Wines Are Porto’s Trademark
The wine specialty of the north is young (“verde”) wine and especially sweet port wine from the Douro river valley. “Vinho verde” is served cold, it’s slightly carbonated and sweet and is consumed more in the summer, while in the rest of the year, red wines are drunk more. At dinner, order “vinho da casa”, which is the wine that restaurants buy in five-liter cartons and serve in a jug, and the taste is quite good. In an average restaurant, you’ll pay up to 7-8 euros for a jug and you will feel like a local, instead of a naive tourist who overpaid for an average bottle of wine.

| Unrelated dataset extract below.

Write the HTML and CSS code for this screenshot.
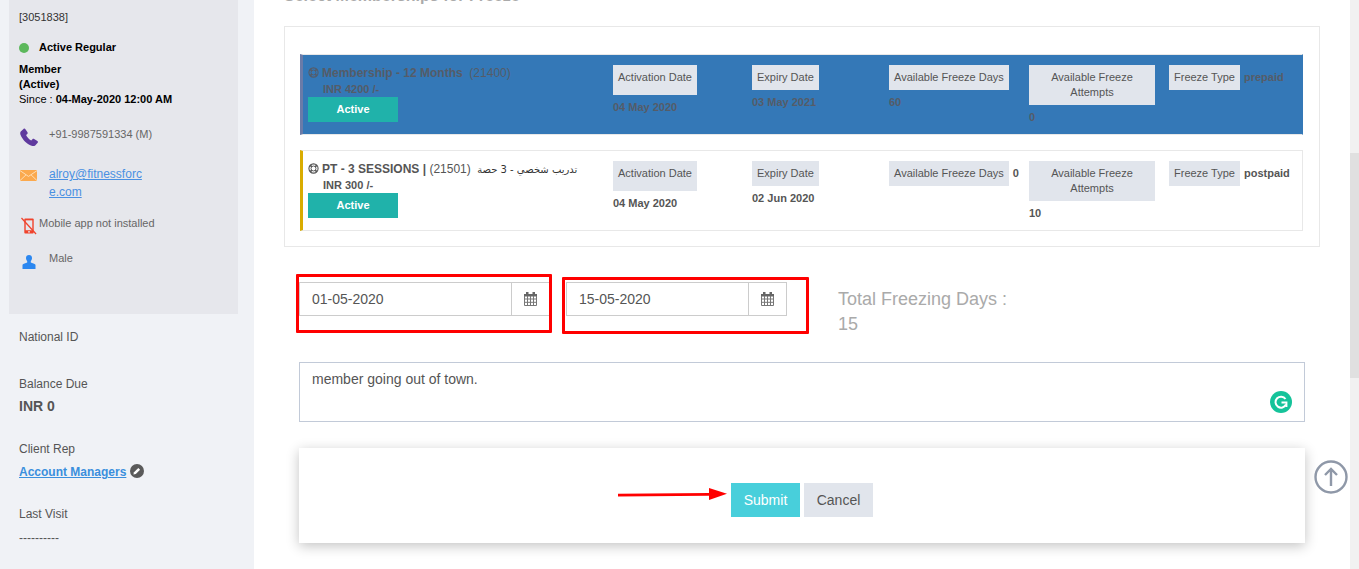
FILE: index.html
```html
<!DOCTYPE html>
<html lang="en">
<head>
<meta charset="utf-8">
<title>Freeze Membership</title>
<link rel="stylesheet" href="styles.css">
</head>
<body>
<div class="page">
  <aside class="sidebar">
    <div class="profile">
      <div class="member-id">[3051838]</div>
      <div class="status"><span class="dot"></span><b>Active Regular</b></div>
      <div class="member-type"><b>Member<br>(Active)</b><br>Since : <b>04-May-2020 12:00 AM</b></div>
      <div class="contact phone">
        <svg class="ic" viewBox="0 0 20 20"><path fill="#5f3a9e" d="M.8 3.800 3.700 1c.7-.6 1.500-.5 2 .2l2.200 3.200c.4.600.3 1.300-.2 1.800L6.400 7.400c.9 2.200 3 4.500 5.400 5.700l1.300-1.300c.5-.5 1.200-.5 1.800-.2l3.400 2c.7.500.8 1.300.3 1.900l-2.600 2.800c-.9.800-2.300 1-3.800.4C6.900 16.800 2.600 12 .6 7.300.1 6 .1 4.600.8 3.800z"/></svg>
        <span>+91-9987591334 (M)</span>
      </div>
      <div class="contact mail">
        <svg class="ic" viewBox="0 0 17 11"><rect width="17" height="11" fill="#fba94e"/><path fill="none" stroke="#ffe3bf" stroke-width=".9" d="M0 .6 8.500 6.400 17 .6M0 10.600 6 4.800M17 10.600 11 4.800"/></svg>
        <a href="#">alroy@fitnessforc<br>e.com</a>
      </div>
      <div class="contact app">
        <svg class="ic-app" viewBox="0 0 17 18"><rect x="3.500" y="1" width="10" height="16" rx="1" fill="#f0432c"/><rect x="5" y="3" width="7" height="10.500" fill="#e6e7ec"/><circle cx="8.500" cy="15.200" r="1" fill="#e6e7ec"/><path stroke="#f0432c" stroke-width="1.300" d="M.5.500 16 17.500"/></svg>
        <span>Mobile app not installed</span>
      </div>
      <div class="contact gender">
        <svg class="ic" viewBox="0 0 14 14"><path fill="#2b87f0" d="M7 0c1.900 0 3 1.300 3 3.100 0 1.300-.6 2.400-1.200 3.100v1.300c1.400.6 4 1.100 4.700 2.200V14H.5V9.700c.7-1.100 3.300-1.600 4.700-2.200V6.200C4.600 5.500 4 4.400 4 3.100 4 1.300 5.100 0 7 0z"/></svg>
        <span>Male</span>
      </div>
    </div>
    <div class="side-info">
      <div class="info national">National ID</div>
      <div class="info balance">Balance Due</div>
      <div class="amount">INR 0</div>
      <div class="info rep">Client Rep</div>
      <div class="managers"><a href="#">Account Managers</a>
        <svg class="edit" viewBox="0 0 14 14"><circle cx="7" cy="7" r="7" fill="#5a5a5a"/><path fill="#fff" d="M3.400 10.600l.6-2.400 4.300-4.300 1.800 1.800-4.300 4.300z"/></svg>
      </div>
      <div class="info visit">Last Visit</div>
      <div class="dashes">----------</div>
    </div>
  </aside>

  <main class="main">
    <h2 class="title">Select Memberships for Freeze</h2>
    <section class="panel">
      <article class="row selected">
        <div class="plan">
          <div class="plan-name"><svg class="buoy" viewBox="0 0 12 12"><circle cx="6" cy="6" r="5" fill="none" stroke="currentColor" stroke-width="1.200"/><circle cx="6" cy="6" r="2.700" fill="none" stroke="currentColor"/><path stroke="currentColor" stroke-width="1.800" d="M2.300 2.300l1.900 1.900M9.700 2.300 7.800 4.200M2.300 9.700l1.900-1.900M9.700 9.700 7.800 7.800"/></svg><b>Membership - 12 Months</b>&nbsp; <span class="code">(21400)</span></div>
          <div class="price">INR 4200 /-</div>
          <div class="badge">Active</div>
        </div>
        <div><span class="tag tall">Activation Date</span><div class="val">04 May 2020</div></div>
        <div><span class="tag">Expiry Date</span><div class="val">03 May 2021</div></div>
        <div><span class="tag">Available Freeze Days</span><div class="val">60</div></div>
        <div><span class="tag wide">Available Freeze Attempts</span><div class="val">0</div></div>
        <div class="inline"><span class="tag">Freeze Type</span><span class="val-in">prepaid</span></div>
      </article>
      <article class="row">
        <div class="plan">
          <div class="plan-name"><svg class="buoy" viewBox="0 0 12 12"><circle cx="6" cy="6" r="5" fill="none" stroke="currentColor" stroke-width="1.200"/><circle cx="6" cy="6" r="2.700" fill="none" stroke="currentColor"/><path stroke="currentColor" stroke-width="1.800" d="M2.300 2.300l1.900 1.900M9.700 2.300 7.800 4.200M2.300 9.700l1.900-1.900M9.700 9.700 7.800 7.800"/></svg><b>PT - 3 SESSIONS |</b> <span class="code">(21501)</span> <span class="arabic" dir="rtl">تدريب شخصي - 3 حصة</span></div>
          <div class="price">INR 300 /-</div>
          <div class="badge">Active</div>
        </div>
        <div><span class="tag tall">Activation Date</span><div class="val">04 May 2020</div></div>
        <div><span class="tag">Expiry Date</span><div class="val">02 Jun 2020</div></div>
        <div class="inline"><span class="tag">Available Freeze Days</span><span class="val-in">0</span></div>
        <div><span class="tag wide">Available Freeze Attempts</span><div class="val">10</div></div>
        <div class="inline"><span class="tag">Freeze Type</span><span class="val-in">postpaid</span></div>
      </article>
    </section>

    <section class="dates">
      <div class="date-box first">
        <div class="date-field"><span class="date-value">01-05-2020</span><span class="addon"><svg class="cal" viewBox="0 0 13 14"><path fill="#666" d="M2 0h2.500v3H2zM8.500 0H11v3H8.500z"/><rect y="2" width="13" height="2.500" fill="#666"/><path fill="none" stroke="#777" d="M.5 4v9.500h12V4M.5 7h12M.5 10.300h12M3.500 4v9.500M6.500 4v9.500M9.500 4v9.500"/></svg></span></div>
      </div>
      <div class="date-box second">
        <div class="date-field"><span class="date-value">15-05-2020</span><span class="addon"><svg class="cal" viewBox="0 0 13 14"><path fill="#666" d="M2 0h2.500v3H2zM8.500 0H11v3H8.500z"/><rect y="2" width="13" height="2.500" fill="#666"/><path fill="none" stroke="#777" d="M.5 4v9.500h12V4M.5 7h12M.5 10.300h12M3.500 4v9.500M6.500 4v9.500M9.500 4v9.500"/></svg></span></div>
      </div>
      <div class="total">Total Freezing Days :<br>15</div>
    </section>

    <div class="note">member going out of town.
      <svg class="grammarly" viewBox="0 0 22 22"><circle cx="11" cy="11" r="11" fill="#15c39a"/><path fill="none" stroke="#fff" stroke-width="2" d="M15.500 8A5.500 5.500 0 1 0 16 13.500"/><path fill="none" stroke="#fff" stroke-width="1.800" d="M11.500 11.500H16.500V16"/></svg>
    </div>

    <div class="actions">
      <svg class="arrow" viewBox="0 0 109 12"><path stroke="#f00" stroke-width="2.800" d="M0 7.200 91 6.400"/><path fill="#f00" d="M91 0l18 5.800L91 12z"/></svg>
      <button class="btn submit" type="button">Submit</button>
      <button class="btn cancel" type="button">Cancel</button>
      <svg class="to-top" viewBox="0 0 34 34"><circle cx="17" cy="17" r="15.500" fill="#fff" stroke="#8f98a8" stroke-width="2.400"/><path fill="none" stroke="#8f98a8" stroke-width="2.400" d="M17 26V9M11 15l6-6 6 6"/></svg>
    </div>
  </main>
  <div class="scrollbar"><div class="thumb"></div></div>
</div>
</body>
</html>
```
FILE: styles.css
```css
* { box-sizing: border-box; }
html, body { margin: 0; height: 100%; overflow: hidden; }
body { font-family: "Liberation Sans", Arial, sans-serif; color: #555; background: #fff; }
a { color: #3a8fdd; }

.page { display: flex; height: 569px; width: 1359px; overflow: hidden; }

/* Sidebar */
.sidebar { flex: 0 0 254px; background: #f0f2f6; padding-left: 9px; font-size: 12px; }
.profile { width: 229px; height: 314px; background: #e6e7ec; padding: 11px 10px 0; color: #000; font-size: 11px; }
.member-id { line-height: 13px; color: #333; }
.status { display: flex; align-items: center; margin-top: 16px; line-height: 15px; }
.dot { flex: none; width: 10px; height: 10px; border-radius: 50%; background: #5cb85c; margin-right: 10px; }
.member-type { margin-top: 7px; line-height: 15px; }
.contact { display: flex; color: #666; position: relative; }
.contact span, .contact a { display: block; }
.ic { flex: none; width: 20px; height: 20px; margin-right: 10px; }
.phone { margin-top: 20px; height: 37px; line-height: 15px; }
.phone .ic { margin-top: 1px; width: 19px; height: 19px; margin-left: 1px; }
.mail { height: 49px; margin-top: 1px; line-height: 18px; font-size: 12px; }
.mail .ic { width: 17px; height: 11px; margin: 5px 12px 0 1px; }
.mail a { color: #4a90e2; }
.app { margin-top: 2px; height: 34px; line-height: 15px; }
.ic-app { flex: none; width: 16px; height: 18px; margin: 1px 2px 0 2px; }
.gender { line-height: 15px; margin-top: 1px; }
.gender .ic { width: 14px; height: 14px; margin: 4px 13px 0 3px; }

.side-info { padding: 15px 10px 0; }
.info { line-height: 16px; color: #555; }
.balance { margin-top: 31px; }
.amount { font-size: 14px; font-weight: 700; line-height: 16px; margin-top: 6px; color: #555; }
.rep { margin-top: 27px; }
.managers { display: flex; align-items: center; margin-top: 7px; line-height: 16px; font-weight: 700; }
.managers a { color: #3a8fdd; }
.edit { width: 14px; height: 14px; margin: -3px 0 0 4px; }
.visit { margin-top: 26px; }
.dashes { margin-top: 8px; line-height: 16px; }

/* Main */
.main { flex: 1; min-width: 0; padding: 0 0 0 30px; position: relative; }
.title { margin: -13px 0 0; font-size: 16px; line-height: 18px; font-weight: 700; color: #aaa; }
.panel { width: 1036px; height: 221px; margin-top: 21px; border: 1px solid #e8e8e8; padding: 27px 16px 0 15px; }
.row { display: grid; grid-template-columns: 305px 139px 137px 140px 140px 1fr; height: 81px; padding: 10px 0 0 5px; border: 1px solid #e8e8e8; border-left: 3px solid #d9ac00; font-size: 11px; margin-bottom: 15px; line-height: 15px; color: #555; }
.row.selected { background: #3478b7; border-color: #e8e8e8 #3478b7 #e8e8e8 #6a7ba8; color: #555c68; }
.plan-name { height: 16px; white-space: pre; font-size: 12px; line-height: 16px; }
.buoy { display: inline-block; width: 11px; height: 11px; margin-right: 3px; vertical-align: -1px; }
.arabic { font-family: "DejaVu Sans", sans-serif; font-size: 10px; line-height: 1; margin-left: 3px; color: #333; }
.price { font-weight: 700; padding-left: 15px; line-height: 16px; }
.badge { width: 90px; height: 25px; background: #20b2aa; color: #fff; font-weight: 700; text-align: center; line-height: 24px; }
.tag { display: inline-block; background: #e1e5ec; padding: 5px; line-height: 15px; text-align: center; color: #555; vertical-align: top; }
.tag.tall { height: 30px; }
.tag.wide { width: 126px; }
.val { font-weight: 700; margin-top: 5px; }
.inline { display: flex; align-items: flex-start; }
.val-in { font-weight: 700; margin: 5px 0 0 4px; }

.dates { display: flex; height: 88px; margin: 27px 0 0 12px; position: relative; align-items: flex-start; }
.date-box { height: 59px; border: 3px solid #f00; border-radius: 1px; }
.date-box.first { width: 256px; padding: 5px 0 0 0; overflow: hidden; }
.date-box.second { width: 247px; margin: 3px 0 0 10px; padding: 2px 0 0 1px; height: 57px; }
.date-field { display: flex; height: 34px; border: 1px solid #ccc; font-size: 14px; line-height: 32px; color: #555; }
.first .date-field { width: 262px; }
.second .date-field { width: 221px; }
.date-value { flex: 1; padding-left: 12px; }
.addon { width: 38px; flex: none; border-left: 1px solid #ccc; display: flex; align-items: center; justify-content: center; }
.first .addon { margin-right: 11px; }
.cal { width: 13px; height: 14px; }
.total { font-size: 18px; line-height: 25px; color: #aaa; margin: 13px 0 0 29px; }

.note { position: relative; width: 1006px; height: 60px; margin-left: 15px; border: 1px solid #c2cad8; padding: 7px 12px; font-size: 14px; line-height: 18px; color: #555; }
.grammarly { position: absolute; right: 12px; bottom: 8px; width: 22px; height: 22px; }

.actions { position: relative; display: flex; align-items: center; justify-content: flex-start; width: 1006px; height: 95px; margin: 26px 0 0 15px; padding: 9px 0 0 319px; background: #fff; box-shadow: 0 3px 12px rgba(0,0,0,.24); }
.arrow { width: 109px; height: 12px; margin: 0 4px 12px 0; flex: none; }
.btn { border: 0; height: 34px; font: 14px "Liberation Sans", Arial, sans-serif; padding: 0; }
.submit { width: 69px; background: #48cfdb; color: #fff; margin-right: 4px; }
.cancel { width: 69px; background: #e1e5ec; color: #555; }
.to-top { position: absolute; left: 1015px; top: 12px; width: 34px; height: 34px; }

.scrollbar { flex: 0 0 9px; background: #f1f1f1; position: relative; }
.thumb { position: absolute; left: 0; right: 0; top: 153px; height: 225px; background: #e0e0e0; }
```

It’s not that you shouldn’t treat yourself to a more expensive wine in a restaurant, but for wines from a higher category, it’s a good idea to go to one of the wine bars. There, one glass will cost you close to the price of a jug from a while ago, but it’s worth every penny since with each round you’ll also get a little tale about the origin, smells, notes and all those things that wine connoisseurs flaunt. Let yourself go and pretend that everything is exactly as they tell you.
Prova is the ideal place for that, they are great connoisseurs and even though the place may seem too formal, don’t let the appearance fool you. Around the corner, in the pedestrian Rua das Flores, is Taberna do Largo, which, although in a distinctly touristic area, also provides an authentic ambiance. One of our favorite wine bars is Capela Incomum, located in the former chapel of the church, and in front of it is a huge plane tree and one of the most beautiful gardens of Porto with only a few tables. When you’re well-fed, head to Aduela or Candelabra and toast with the locals.